Towards gravitational wave parameter inference for binaries with an eccentric companion
Kai Hendriks, Lorenz Zwick, Pankaj Saini, János Takátsy, Johan Samsing
TL;DR
This work addresses the detectability of environmental effects on gravitational-wave signals from binary black holes in three-body systems by introducing a complete Rømer-delay dephasing model that includes arbitrary outer-orbit eccentricity and projection effects. It demonstrates that curvature- and projection-dependent phase features encode information beyond local expansions, enabling constraints on the tertiary mass $m_3$ and outer orbital geometry with Einstein Telescope sensitivity.
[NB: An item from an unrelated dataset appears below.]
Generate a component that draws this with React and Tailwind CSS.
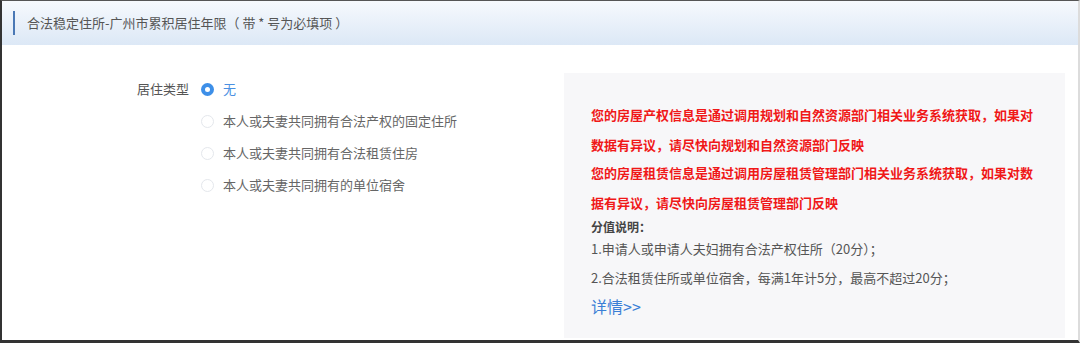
import React from "react";

const options = [
  { label: "无", checked: true },
  { label: "本人或夫妻共同拥有合法产权的固定住所" },
  { label: "本人或夫妻共同拥有合法租赁住房" },
  { label: "本人或夫妻共同拥有的单位宿舍" },
];

function Radio({ checked }) {
  if (checked) {
    return (
      <span className="w-[13px] h-[13px] rounded-full bg-[#3d8fe8] flex items-center justify-center shrink-0">
        <span className="w-[5px] h-[5px] rounded-full bg-white" />
      </span>
    );
  }
  return <span className="w-[13px] h-[13px] rounded-full border border-[#e4e7ec] bg-white shrink-0" />;
}

export default function App() {
  return (
    <div
      className="w-[1080px] h-[343px] bg-white border-t border-l-2 border-b-[3px] border-r-2 border-t-[#555] border-l-[#333] border-b-[#333] border-r-[#dcdcdc] flex flex-col overflow-hidden"
      style={{ fontFamily: '"Noto Sans CJK SC", "Noto Sans", sans-serif' }}
    >
      {/* Header */}
      <div className="h-[44px] shrink-0 bg-gradient-to-b from-[#f6f9fd] to-[#dce8f6] flex items-center pl-[11px]">
        <span className="w-[2px] h-[24px] bg-[#4a78b5] mr-[12px]" />
        <span className="text-[13px] text-[#555]">合法稳定住所-广州市累积居住年限（ 带 * 号为必填项 ）</span>
      </div>

      {/* Body */}
      <div className="flex pt-[28px]">
        <div className="w-[562px] shrink-0 flex pl-[135px] pt-[5px]">
          <div className="text-[13px] text-[#555] leading-[22px] w-[64px]">居住类型</div>
          <div className="flex flex-col gap-[10px]">
            {options.map((o) => (
              <div key={o.label} className="flex items-center gap-[9px] h-[22px]">
                <Radio checked={o.checked} />
                <span className={`text-[13px] ${o.checked ? "text-[#4a90e2]" : "text-[#666]"}`}>{o.label}</span>
              </div>
            ))}
          </div>
        </div>

        <div className="w-[501px] h-[265px] bg-[#f7f7f9] pl-[27px] pr-[20px] pt-[27px]">
          <div className="w-[452px] text-[13px] font-bold text-[#f01818]">
            <p className="leading-[30px]">您的房屋产权信息是通过调用规划和自然资源部门相关业务系统获取，如果对数据有异议，请尽快向规划和自然资源部门反映</p>
            <p className="leading-[30px] mt-[-2px]">您的房屋租赁信息是通过调用房屋租赁管理部门相关业务系统获取，如果对数据有异议，请尽快向房屋租赁管理部门反映</p>
          </div>
          <div className="text-[12px] font-bold text-[#444] leading-[20px] mt-[-1px]">分值说明：</div>
          <div className="text-[13px] text-[#555]">
            <p className="leading-[22px] mt-[1px]">1.申请人或申请人夫妇拥有合法产权住所（20分）；</p>
            <p className="leading-[30px] mt-[3px]">2.合法租赁住所或单位宿舍，每满1年计5分，最高不超过20分；</p>
          </div>
          <div className="text-[16px] text-[#3a7fd6] leading-[26px]">详情&gt;&gt;</div>
        </div>
      </div>
    </div>
  );
}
Through parameter-space surveys and mock injections, it shows that high outer eccentricity ($e_{ m out} \gtrsim 0.7$) and mergers near pericentre ($-\tfrac{\pi}{2} < \nu_m < \tfrac{\pi}{2}$) can yield $\Delta\delta \mathrm{SNR} \gtrsim 8$, breaking degeneracies and allowing discrimination between dynamical and AGN channels; ET could detect a few to tens of such events per year. Reanalysis of GW190814 and O4a events finds no evidence for LOSA, clarifying previous claims and underscoring the need for full-band analyses. The approach lays the groundwork for applying environmental dephasing to LVK data and motivates future population modeling and inclusion of inner-binary eccentricity.
Abstract
We introduce a complete model for dephasing due to line-of-sight acceleration (LOSA) in gravitational wave (GW) signals from stellar-mass binary black holes (BBHs) in three-body systems. Our prescription provides curvature- and projection-dependent phase features that are not recovered by local-expansion-based treatments. We perform parameter-space surveys and mock parameter inferences assuming the nominal sensitivity of the Einstein Telescope (ET) to identify the regime where the time-varying LOSA allows for separate constraints on the outer orbital parameters, in particular the tertiary mass and distance. We estimate that ET may detect a few to tens of such systems per year, provided that all binaries merge dynamically, and demonstrate that these constraints can be used to directly discriminate between a dynamical and AGN origin for BBHs. Finally, we reanalyse the GW190814 event and four O4a events finding no evidence for LOSA, with the previously claimed LOSA in GW190814 disappearing when a sufficiently long data segment is used.